▶ [Aim of the task]: Wherever a line below holds the word "styles", copy that line.

▶ [Data section]:
▬▬▬▬▬▬

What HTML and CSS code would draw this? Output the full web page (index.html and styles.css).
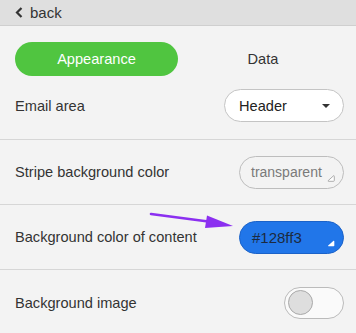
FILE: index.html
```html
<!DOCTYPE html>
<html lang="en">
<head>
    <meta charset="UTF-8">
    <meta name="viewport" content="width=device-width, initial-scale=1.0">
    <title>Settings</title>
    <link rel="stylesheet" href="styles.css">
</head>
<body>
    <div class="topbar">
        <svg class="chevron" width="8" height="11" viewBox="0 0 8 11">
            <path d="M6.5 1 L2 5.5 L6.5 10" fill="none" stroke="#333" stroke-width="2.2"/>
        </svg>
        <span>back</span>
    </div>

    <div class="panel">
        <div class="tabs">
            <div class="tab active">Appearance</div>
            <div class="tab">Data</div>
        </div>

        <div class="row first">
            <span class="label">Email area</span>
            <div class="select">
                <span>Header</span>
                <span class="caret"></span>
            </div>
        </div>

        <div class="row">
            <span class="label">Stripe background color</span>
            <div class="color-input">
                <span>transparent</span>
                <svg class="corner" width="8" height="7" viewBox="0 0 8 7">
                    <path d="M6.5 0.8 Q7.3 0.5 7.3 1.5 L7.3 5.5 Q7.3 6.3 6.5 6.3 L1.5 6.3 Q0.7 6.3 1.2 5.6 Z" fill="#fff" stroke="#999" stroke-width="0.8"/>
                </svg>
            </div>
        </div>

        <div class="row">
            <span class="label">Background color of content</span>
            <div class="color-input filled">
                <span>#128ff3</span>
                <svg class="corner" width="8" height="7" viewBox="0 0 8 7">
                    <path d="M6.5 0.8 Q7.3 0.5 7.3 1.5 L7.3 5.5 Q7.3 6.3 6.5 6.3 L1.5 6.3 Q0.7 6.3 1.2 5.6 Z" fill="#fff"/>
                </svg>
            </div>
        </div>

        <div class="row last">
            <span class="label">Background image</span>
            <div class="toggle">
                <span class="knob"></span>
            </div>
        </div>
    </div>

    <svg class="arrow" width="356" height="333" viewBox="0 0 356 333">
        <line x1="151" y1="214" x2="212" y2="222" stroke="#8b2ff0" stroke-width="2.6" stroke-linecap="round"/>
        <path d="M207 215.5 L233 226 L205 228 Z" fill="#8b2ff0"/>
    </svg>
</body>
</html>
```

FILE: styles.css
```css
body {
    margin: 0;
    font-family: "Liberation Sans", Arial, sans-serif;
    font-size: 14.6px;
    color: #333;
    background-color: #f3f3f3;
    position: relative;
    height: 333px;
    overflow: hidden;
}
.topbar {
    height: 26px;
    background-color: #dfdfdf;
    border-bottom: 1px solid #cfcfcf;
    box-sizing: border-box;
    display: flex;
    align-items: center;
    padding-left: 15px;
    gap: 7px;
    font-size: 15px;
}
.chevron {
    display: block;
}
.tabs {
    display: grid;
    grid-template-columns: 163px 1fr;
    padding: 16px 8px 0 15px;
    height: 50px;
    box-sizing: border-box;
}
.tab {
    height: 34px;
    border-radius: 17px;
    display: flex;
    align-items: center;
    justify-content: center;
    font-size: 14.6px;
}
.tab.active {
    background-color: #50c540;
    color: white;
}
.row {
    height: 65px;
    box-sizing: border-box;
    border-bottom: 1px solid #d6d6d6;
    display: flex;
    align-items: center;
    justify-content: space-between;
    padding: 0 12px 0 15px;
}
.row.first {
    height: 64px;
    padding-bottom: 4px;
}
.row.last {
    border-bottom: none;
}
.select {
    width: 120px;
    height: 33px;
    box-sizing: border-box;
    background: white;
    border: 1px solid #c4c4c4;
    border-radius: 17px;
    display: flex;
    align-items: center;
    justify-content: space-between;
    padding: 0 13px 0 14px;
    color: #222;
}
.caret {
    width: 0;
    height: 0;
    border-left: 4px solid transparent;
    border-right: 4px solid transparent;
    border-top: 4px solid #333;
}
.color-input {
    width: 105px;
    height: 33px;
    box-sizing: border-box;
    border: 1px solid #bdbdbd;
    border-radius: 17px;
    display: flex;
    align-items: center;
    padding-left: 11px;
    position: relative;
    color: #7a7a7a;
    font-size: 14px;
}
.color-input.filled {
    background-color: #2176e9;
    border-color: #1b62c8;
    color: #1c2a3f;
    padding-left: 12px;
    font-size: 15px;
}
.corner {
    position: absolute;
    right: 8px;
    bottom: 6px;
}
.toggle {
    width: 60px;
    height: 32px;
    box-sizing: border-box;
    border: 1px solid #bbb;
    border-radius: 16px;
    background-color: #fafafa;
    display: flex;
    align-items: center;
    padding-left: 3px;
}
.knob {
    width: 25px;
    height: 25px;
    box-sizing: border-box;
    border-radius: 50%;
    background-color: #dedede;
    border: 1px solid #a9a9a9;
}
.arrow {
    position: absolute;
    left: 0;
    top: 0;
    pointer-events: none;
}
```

▬▬▬▬▬▬

▶ [Solution for this exercise]:
What HTML and CSS code would draw this? Output the full web page (index.html and styles.css).
    <link rel="stylesheet" href="styles.css">
FILE: styles.css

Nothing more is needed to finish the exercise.